Start of Dataset extract

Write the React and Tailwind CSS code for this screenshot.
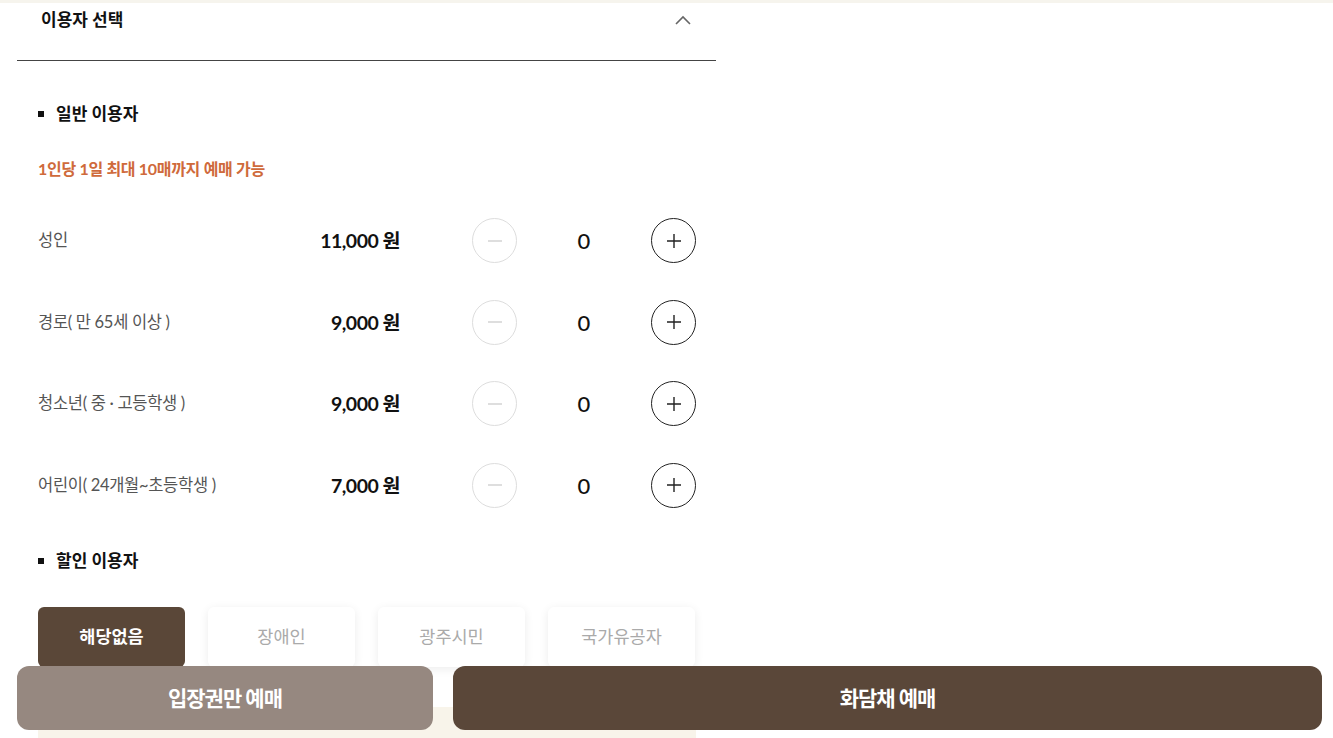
import React, { useState } from 'react';

const font = { fontFamily: "Lato, 'Noto Sans CJK KR', sans-serif" };

const rows = [
  { label: '성인', price: '11,000' },
  { label: '경로( 만 65세 이상 )', price: '9,000' },
  { label: '청소년( 중 · 고등학생 )', price: '9,000' },
  { label: '어린이( 24개월~초등학생 )', price: '7,000' },
];

const discounts = ['해당없음', '장애인', '광주시민', '국가유공자'];

function Counter({ label, price }) {
  const [count, setCount] = useState(0);
  return (
    <div className="flex h-[81.5px] items-center">
      <div className="flex w-[362px] items-center justify-between">
        <span className="text-[16.5px] tracking-[-0.3px] text-[#555]">{label}</span>
        <span className="text-[19.5px] font-bold tracking-[-0.5px] text-[#111]">{price} 원</span>
      </div>
      <button
        onClick={() => setCount(Math.max(0, count - 1))}
        className="ml-[72px] flex h-[45px] w-[45px] items-center justify-center rounded-full border border-[#ddd]"
      >
        <svg width="16" height="16" viewBox="0 0 16 16">
          <path d="M1 8h14" stroke="#ccc" strokeWidth="1.3" />
        </svg>
      </button>
      <span className="w-[134px] text-center text-[22px] font-medium text-[#111]">{count}</span>
      <button
        onClick={() => setCount(count + 1)}
        className="flex h-[45px] w-[45px] items-center justify-center rounded-full border border-[#222]"
      >
        <svg width="16" height="16" viewBox="0 0 16 16">
          <path d="M1 8h14M8 1v14" stroke="#222" strokeWidth="1.4" />
        </svg>
      </button>
    </div>
  );
}

export default function App() {
  const [selected, setSelected] = useState(0);

  return (
    <div className="min-h-screen bg-white" style={font}>
      <div className="h-[3px] bg-[#f6f4ed]" />
      <div className="w-[699px] ml-[17px]">
        {/* 헤더 */}
        <div className="flex h-[58px] items-start justify-between border-b border-[#444] pl-[24px] pr-[24px] pt-[5px]">
          <span className="text-[17px] font-bold leading-[24px] text-[#111]">이용자 선택</span>
          <svg width="18" height="24" viewBox="0 0 18 24">
            <path d="M2 16l7-7 7 7" fill="none" stroke="#666" strokeWidth="1.6" />
          </svg>
        </div>

        <div className="pl-[21px] pr-[20px]">
          <div className="mt-[41px] flex items-center gap-[12px]">
            <span className="h-[6px] w-[6px] bg-[#111]" />
            <span className="text-[17px] font-bold leading-[24px] text-[#111]">일반 이용자</span>
          </div>
          <p className="mt-[32px] text-[16px] font-bold leading-[22px] tracking-[-0.3px] text-[#cf6a3b]">
            1인당 1일 최대 10매까지 예매 가능
          </p>

          <div className="mt-[20px]">
            {rows.map((r) => (
              <Counter key={r.label} label={r.label} price={r.price} />
            ))}
          </div>

          <div className="mt-[23px] flex items-center gap-[12px]">
            <span className="h-[6px] w-[6px] bg-[#111]" />
            <span className="text-[17px] font-bold leading-[24px] text-[#111]">할인 이용자</span>
          </div>

          <div className="mt-[34px] flex gap-[23px]">
            {discounts.map((d, i) => (
              <button
                key={d}
                onClick={() => setSelected(i)}
                className={
                  i === selected
                    ? 'h-[60px] w-[147px] rounded-[6px] bg-[#5a4738] text-[17.5px] font-bold text-white'
                    : 'h-[60px] w-[147px] rounded-[6px] bg-white text-[17.5px] text-[#aaa] shadow-[0_2px_10px_rgba(0,0,0,0.08)]'
                }
              >
                {d}
              </button>
            ))}
          </div>

          <div className="mt-[40px] h-[120px] bg-[#f8f4ea]" />
        </div>
      </div>

      {/* 하단 예매 버튼 */}
      <div className="fixed bottom-[8px] left-[17px] right-[11px] flex gap-[20px]">
        <button className="h-[64px] w-[416px] rounded-[12px] bg-[#968880] text-[21px] font-bold tracking-[-1px] text-white">
          입장권만 예매
        </button>
        <button className="h-[64px] flex-1 rounded-[12px] bg-[#5a4739] text-[21px] font-bold tracking-[-1px] text-white">
          화담채 예매
        </button>
      </div>
    </div>
  );
}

End of Dataset extract

→ Task to complete
Everything from the top line of the data down to and including the line with "const [selected, setSelected]" is to be copied, except the pictures.

→ Task output
Write the React and Tailwind CSS code for this screenshot.
import React, { useState } from 'react';

const font = { fontFamily: "Lato, 'Noto Sans CJK KR', sans-serif" };

const rows = [
  { label: '성인', price: '11,000' },
  { label: '경로( 만 65세 이상 )', price: '9,000' },
  { label: '청소년( 중 · 고등학생 )', price: '9,000' },
  { label: '어린이( 24개월~초등학생 )', price: '7,000' },
];

const discounts = ['해당없음', '장애인', '광주시민', '국가유공자'];

function Counter({ label, price }) {
  const [count, setCount] = useState(0);
  return (
    <div className="flex h-[81.5px] items-center">
      <div className="flex w-[362px] items-center justify-between">
        <span className="text-[16.5px] tracking-[-0.3px] text-[#555]">{label}</span>
        <span className="text-[19.5px] font-bold tracking-[-0.5px] text-[#111]">{price} 원</span>
      </div>
      <button
        onClick={() => setCount(Math.max(0, count - 1))}
        className="ml-[72px] flex h-[45px] w-[45px] items-center justify-center rounded-full border border-[#ddd]"
      >
        <svg width="16" height="16" viewBox="0 0 16 16">
          <path d="M1 8h14" stroke="#ccc" strokeWidth="1.3" />
        </svg>
      </button>
      <span className="w-[134px] text-center text-[22px] font-medium text-[#111]">{count}</span>
      <button
        onClick={() => setCount(count + 1)}
        className="flex h-[45px] w-[45px] items-center justify-center rounded-full border border-[#222]"
      >
        <svg width="16" height="16" viewBox="0 0 16 16">
          <path d="M1 8h14M8 1v14" stroke="#222" strokeWidth="1.4" />
        </svg>
      </button>
    </div>
  );
}

export default function App() {
  const [selected, setSelected] = useState(0);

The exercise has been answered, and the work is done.